Whamit!

The Weekly Newsletter of MIT Linguistics

LingLunch 3/9 - Keny Chatain (Institut Jean Nicod (ENS))

Speaker: Keny Chatain (Institut Jean Nicod (ENS))
Title: Reducing Pronoun Accessibility To Presupposition Satisfaction
Time: Thursday, March 9th, 12:30pm – 2pm

Abstract: A pronoun cannot always co-refer with a given DP: while the cases in (1a-c) are natural, the cases in (1d-e) are not interpretable. The problem of pronoun accessibility is the problem of determining which antecedent-pronoun configuration are licit, which ones give rise to deviance. The cases in (1) point to a simple generalization: the pronoun “it” can co-refer with “a phone-book” if and only if the existence of a phone-book can be taken for granted at the point where the pronoun “it” is used. Simple though it may seem, this generalization is not fully validated by many current theories of pronouns. Such theories typically under-generate, failing to license cases like (1c) as well as other more complicated examples.

(1)
a. There is a phone-book7 and it7 is in the cabinet.
b. If there is a phone-book7, it7 is in the cabinet.
c. Either there isn’t a phone-book7 and it7 is in the cabinet. (attributed to Partee)
d. # Either there is a phone-book7 or it7 is in the cabinet.
e. # There might be a phone-book7 and it7 is in the cabinet.

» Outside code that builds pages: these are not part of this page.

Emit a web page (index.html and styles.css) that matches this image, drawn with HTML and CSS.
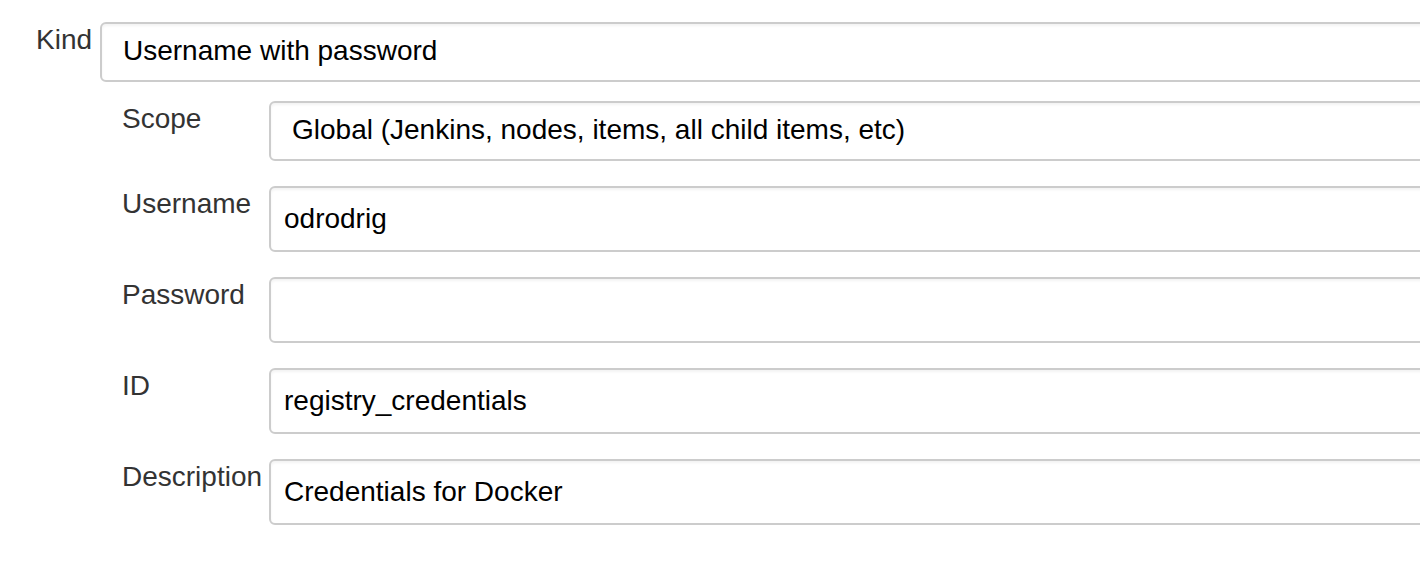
FILE: index.html
```html
<!DOCTYPE html>
<html lang="en">
<head>
<meta charset="utf-8">
<title>Credentials</title>
<link rel="stylesheet" href="styles.css">
</head>
<body>
<div class="page">
  <div class="kind-row">
    <div class="label kind-label">Kind</div>
    <div class="kind-col">
      <div class="field select">Username with password</div>
      <div class="sub">
        <div class="sub-row">
          <div class="label sub-label">Scope</div>
          <div class="field select">Global (Jenkins, nodes, items, all child items, etc)</div>
        </div>
        <div class="sub-row">
          <div class="label sub-label">Username</div>
          <div class="field text">odrodrig</div>
        </div>
        <div class="sub-row">
          <div class="label sub-label">Password</div>
          <div class="field text"></div>
        </div>
        <div class="sub-row">
          <div class="label sub-label">ID</div>
          <div class="field text">registry_credentials</div>
        </div>
        <div class="sub-row">
          <div class="label sub-label">Description</div>
          <div class="field text">Credentials for Docker</div>
        </div>
      </div>
    </div>
  </div>
</div>
</body>
</html>
```

FILE: styles.css
```css
html, body {
  margin: 0;
  padding: 0;
  background: #ffffff;
  overflow: hidden;
}

body {
  font-family: "Liberation Sans", Arial, Helvetica, sans-serif;
  font-size: 28px;
}

.page {
  width: 1424px;
  padding: 22px 0 0 36px;
}

.kind-row {
  display: flex;
}

.label {
  color: #333333;
  line-height: 32px;
  padding-top: 2px;
  white-space: nowrap;
}

.kind-label {
  width: 64px;
  flex: none;
}

.kind-col {
  flex: 1;
  min-width: 0;
}

.field {
  box-sizing: border-box;
  flex: 1;
  display: flex;
  align-items: center;
  border: 2px solid #cccccc;
  border-radius: 6px;
  background: #ffffff;
  box-shadow: inset 0 2px 3px rgba(0, 0, 0, 0.05);
  color: #000000;
  line-height: 32px;
  white-space: nowrap;
}

.select {
  height: 60px;
  padding: 0 0 2px 21px;
}

.text {
  height: 66px;
  padding-left: 13px;
}

.sub {
  display: flex;
  flex-direction: column;
  gap: 25px;
  margin-top: 19px;
  padding-left: 22px;
}

.sub-row {
  display: flex;
}

.sub-label {
  width: 147px;
  flex: none;
}
```
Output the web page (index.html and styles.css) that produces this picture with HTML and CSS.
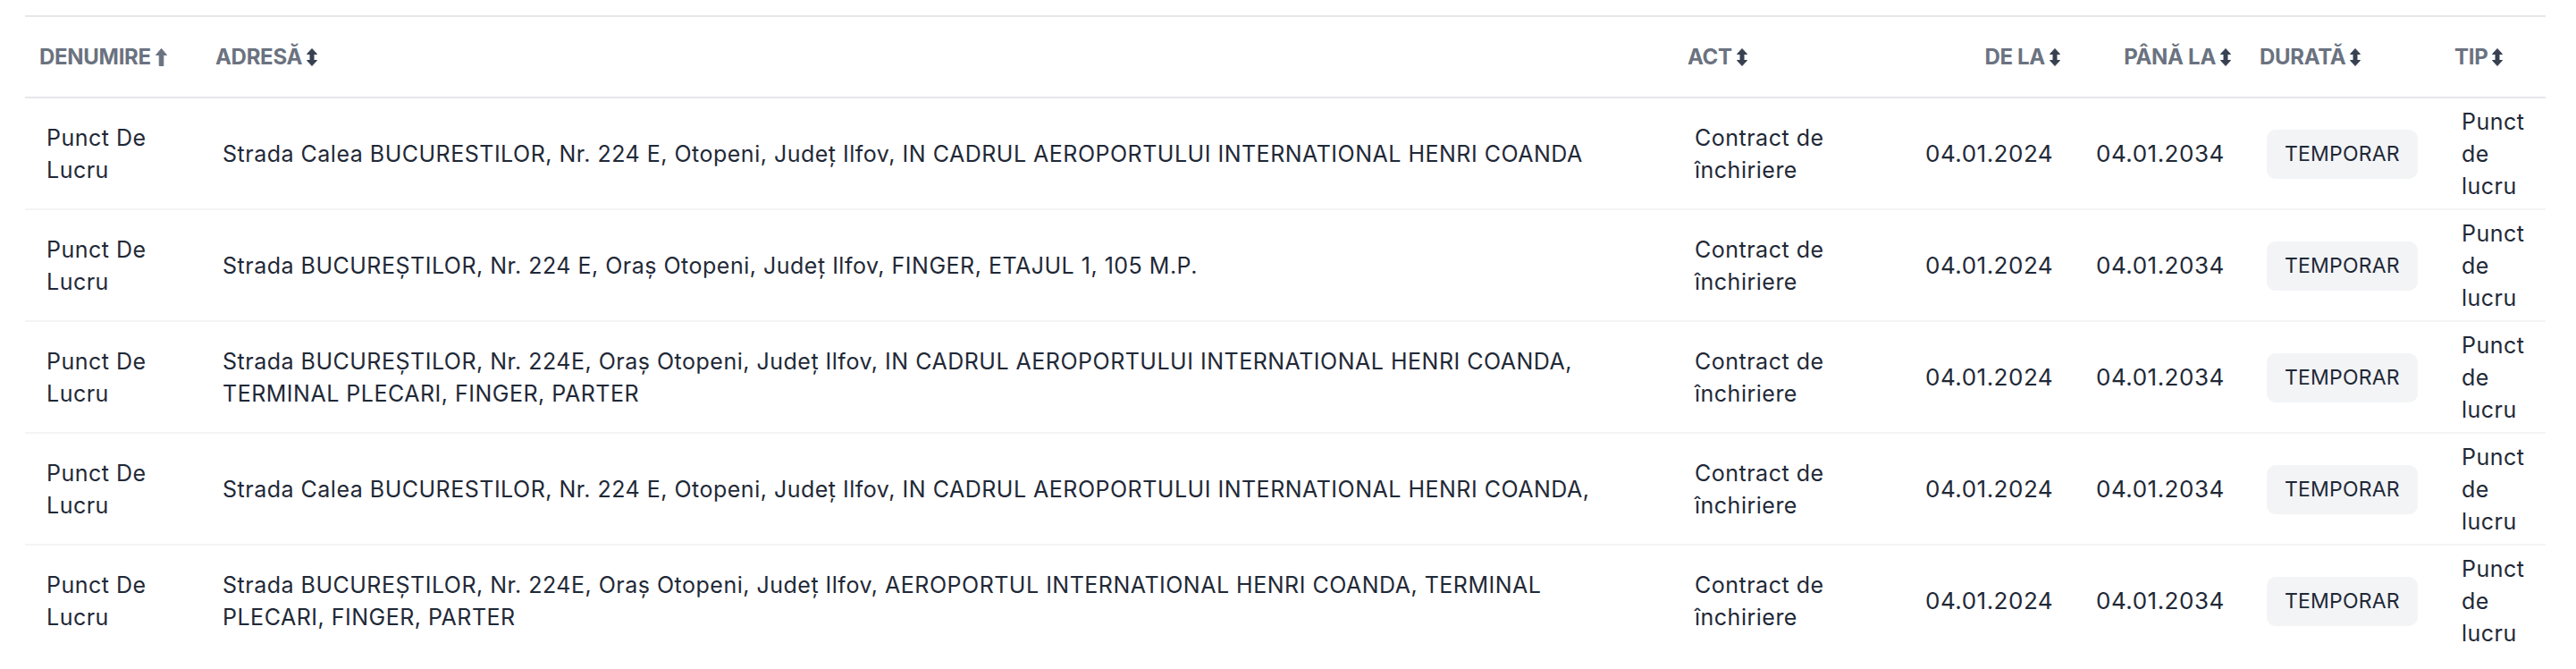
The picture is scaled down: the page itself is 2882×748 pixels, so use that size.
FILE: index.html
```html
<!DOCTYPE html>
<html lang="ro">
<head>
    <meta charset="UTF-8">
    <meta name="viewport" content="width=device-width, initial-scale=1.0">
    <title>Puncte de lucru</title>
    <link rel="stylesheet" href="styles.css">
</head>
<body>

    <div class="table-wrap">
        <table class="sites">
            <colgroup>
                <col class="c-name">
                <col class="c-address">
                <col class="c-act">
                <col class="c-from">
                <col class="c-to">
                <col class="c-duration">
                <col class="c-type">
            </colgroup>
            <thead>
                <tr>
                    <th><span class="th-inner">Denumire
                        <svg class="sort sort-up" viewBox="0 0 13 20"><path d="M6.5 0.5 L12.5 7.5 H8.8 V19.5 H4.2 V7.5 H0.5 Z"/></svg></span></th>
                    <th><span class="th-inner">Adresă
                        <svg class="sort" viewBox="0 0 12 20"><path d="M6 0.5 L11.5 6.5 H8 V13.5 H11.5 L6 19.5 L0.5 13.5 H4 V6.5 H0.5 Z"/></svg></span></th>
                    <th><span class="th-inner">Act
                        <svg class="sort" viewBox="0 0 12 20"><path d="M6 0.5 L11.5 6.5 H8 V13.5 H11.5 L6 19.5 L0.5 13.5 H4 V6.5 H0.5 Z"/></svg></span></th>
                    <th class="right"><span class="th-inner">De la
                        <svg class="sort" viewBox="0 0 12 20"><path d="M6 0.5 L11.5 6.5 H8 V13.5 H11.5 L6 19.5 L0.5 13.5 H4 V6.5 H0.5 Z"/></svg></span></th>
                    <th class="right"><span class="th-inner">Până la
                        <svg class="sort" viewBox="0 0 12 20"><path d="M6 0.5 L11.5 6.5 H8 V13.5 H11.5 L6 19.5 L0.5 13.5 H4 V6.5 H0.5 Z"/></svg></span></th>
                    <th><span class="th-inner">Durată
                        <svg class="sort" viewBox="0 0 12 20"><path d="M6 0.5 L11.5 6.5 H8 V13.5 H11.5 L6 19.5 L0.5 13.5 H4 V6.5 H0.5 Z"/></svg></span></th>
                    <th><span class="th-inner">Tip
                        <svg class="sort" viewBox="0 0 12 20"><path d="M6 0.5 L11.5 6.5 H8 V13.5 H11.5 L6 19.5 L0.5 13.5 H4 V6.5 H0.5 Z"/></svg></span></th>
                </tr>
            </thead>
            <tbody>
                <tr>
                    <td>Punct De Lucru</td>
                    <td class="address">Strada Calea BUCURESTILOR, Nr. 224 E, Otopeni, Județ Ilfov, IN CADRUL AEROPORTULUI INTERNATIONAL HENRI COANDA</td>
                    <td>Contract de închiriere</td>
                    <td class="right date">04.01.2024</td>
                    <td class="right date">04.01.2034</td>
                    <td><span class="badge">TEMPORAR</span></td>
                    <td>Punct de lucru</td>
                </tr>
                <tr>
                    <td>Punct De Lucru</td>
                    <td class="address">Strada BUCUREŞTILOR, Nr. 224 E, Oraş Otopeni, Județ Ilfov, FINGER, ETAJUL 1, 105 M.P.</td>
                    <td>Contract de închiriere</td>
                    <td class="right date">04.01.2024</td>
                    <td class="right date">04.01.2034</td>
                    <td><span class="badge">TEMPORAR</span></td>
                    <td>Punct de lucru</td>
                </tr>
                <tr>
                    <td>Punct De Lucru</td>
                    <td class="address">Strada BUCUREŞTILOR, Nr. 224E, Oraş Otopeni, Județ Ilfov, IN CADRUL AEROPORTULUI INTERNATIONAL HENRI COANDA, TERMINAL PLECARI, FINGER, PARTER</td>
                    <td>Contract de închiriere</td>
                    <td class="right date">04.01.2024</td>
                    <td class="right date">04.01.2034</td>
                    <td><span class="badge">TEMPORAR</span></td>
                    <td>Punct de lucru</td>
                </tr>
                <tr>
                    <td>Punct De Lucru</td>
                    <td class="address">Strada Calea BUCURESTILOR, Nr. 224 E, Otopeni, Județ Ilfov, IN CADRUL AEROPORTULUI INTERNATIONAL HENRI COANDA,</td>
                    <td>Contract de închiriere</td>
                    <td class="right date">04.01.2024</td>
                    <td class="right date">04.01.2034</td>
                    <td><span class="badge">TEMPORAR</span></td>
                    <td>Punct de lucru</td>
                </tr>
                <tr>
                    <td>Punct De Lucru</td>
                    <td class="address">Strada BUCUREŞTILOR, Nr. 224E, Oraş Otopeni, Județ Ilfov, AEROPORTUL INTERNATIONAL HENRI COANDA, TERMINAL PLECARI, FINGER, PARTER</td>
                    <td>Contract de închiriere</td>
                    <td class="right date">04.01.2024</td>
                    <td class="right date">04.01.2034</td>
                    <td><span class="badge">TEMPORAR</span></td>
                    <td>Punct de lucru</td>
                </tr>
            </tbody>
        </table>
    </div>

</body>
</html>
```

FILE: styles.css
```css
body {
    margin: 0;
    background-color: #fff;
    font-family: Inter, "Noto Sans", sans-serif;
    color: #1f2937;
}

.table-wrap {
    padding: 17px 34px 0 28px;
}

.sites {
    width: 2820px;
    table-layout: fixed;
    border-collapse: collapse;
    border-top: 2px solid #e5e7eb;
}

.c-name { width: 197px; }
.c-address { width: 1647px; }
.c-act { width: 258px; }
.c-from { width: 191px; }
.c-to { width: 191px; }
.c-duration { width: 218px; }
.c-type { width: 118px; }

.sites th {
    height: 89px;
    padding: 0 16px;
    border-bottom: 2px solid #e5e7eb;
    text-align: left;
    vertical-align: middle;
    font-size: 24px;
    font-weight: 700;
    letter-spacing: -0.3px;
    text-transform: uppercase;
    color: #6b7280;
    white-space: nowrap;
}

.th-inner {
    display: inline-flex;
    align-items: center;
    gap: 5px;
}

.sort {
    width: 12px;
    height: 20px;
    fill: #374151;
    stroke: #374151;
    stroke-width: 1;
    stroke-linejoin: round;
}

.sort-up {
    width: 13px;
    fill: #6b7280;
    stroke: #6b7280;
}

.sites td {
    padding: 8px 24px 7px;
    border-bottom: 2px solid #f3f4f6;
    vertical-align: middle;
    font-size: 25px;
    line-height: 36px;
    font-weight: 400;
    letter-spacing: 0.5px;
}

.sites td.address {
    padding-right: 48px;
}

.sites tbody tr:last-child td {
    border-bottom: none;
}

.sites .right {
    text-align: right;
}

.sites td.date {
    font-size: 26px;
}

.badge {
    display: inline-block;
    padding: 9px 20px;
    border-radius: 10px;
    background-color: #f3f4f6;
    font-size: 23px;
    line-height: 37px;
    letter-spacing: 0.2px;
    color: #1f2937;
}
```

Taking the generalization at face-value, I propose a system where a pronoun can be interpreted if and only if the existence of a witness – a phone-book in the cases above – can be presupposed. This theory builds on insights from E-type theories (Evans, 1980 ; Heim, 1990 ; Elbourne, 2005) but drops some of the assumptions that have made such theories inviable, like uniqueness.

The benefits are conceptual and empirical. Conceptually, by reducing pronoun accessibility to presupposition satisfaction, the proposal can build upon so-called “explanatory” theories of presuppositions (Schlenker, 2009 ; George, 2008 ; Fox, 2013, a.o.). Such theories derive discourse effects from truth-conditional meaning, instead of baking these effects into meanings themselves (Soames, 1989), as in Dynamic Semantics (Heim, 1983, a. o.). Second, the proposal has a broad empirical coverage: it explains the original cases in (1), but also the more complex quantified cases in (2) of quantifier subordination (Roberts, 1987) and donkey anaphora (Geach, 1962). In addition, it makes a range of new predictions, regarding the possibility of cataphora and pronouns licensed by pragmatic inferences.

(2)
a. Every farmer who has a donkey feeds it hay.
b. Every farmer has a donkey. Few of them feed it hay.